Myers and Carvey have resurrected Wayne and Garth for anniversaries and commercials in the last 10 years and they will always be remembered for these characters. What the films, and the surrounding hype, gave me was a love for comedy. I got a book called “The World of SNL” which was about so much that I hadn’t known about SNL: the sketches, the cast, the guests and the profiles of the cast. I kept diaries around these years and whilst re-reading them I found that after I had left secondary school I had a week off before taking exams. (Photo – SNL Book) In between revising I went to the city centre with my Nana on the afternoon of the 2nd June 1993 and she bought me “The World of SNL” book from Forbidden Planet comic shop for £10.99, it wasn’t a special occasion my Nana was just great like that.

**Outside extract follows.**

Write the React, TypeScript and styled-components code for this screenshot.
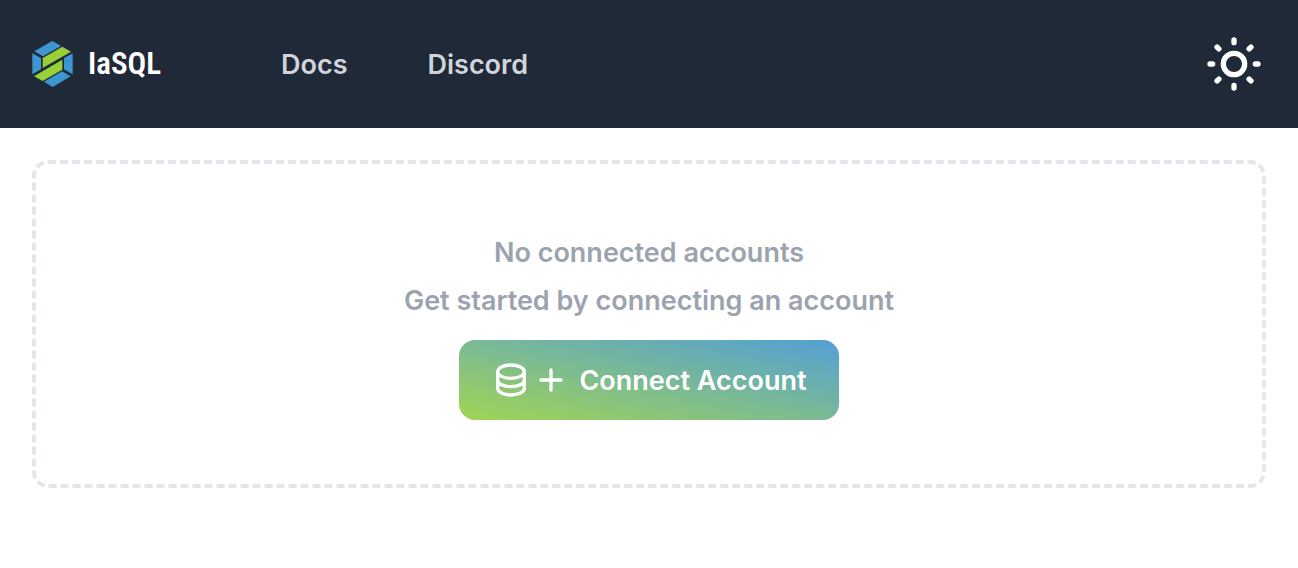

In 2021 Mike Myers revisited Wayne Campbell (along with Dana Carvey as Garth Algar) for a commercial for Uber Eats during Super Bowl LV.

Super Bowl LVI’s commercial break sees Myers return as Dr Evil (along with Seth Green, Rob Lowe and Mindy Sterling reprising their Austin Powers’ roles) for General Motors. Is it the right time for him to make a third film instalment of the Aurora, Illinois based character that so many of us love? It Reeves and Winters revisited their beloved airheads with 2020’s Bill and Ted Face the Music, showing them to have grown older, not necessarily wiser, but have a new generation, in the form of their daughters, to pass the baton on to – surely Wayne and Garth could undergo a similar treatment?

What did this classic SNL film do for me? It introduced me to an array of comedians, very early in their careers, that I had not heard of previously, and further enriched, and shaped, my view of comedy and my love for it.

So it’s 30 years of Wayne’s World and also 30 years of my love for these films. Let’s hope we see one final film in the next few years.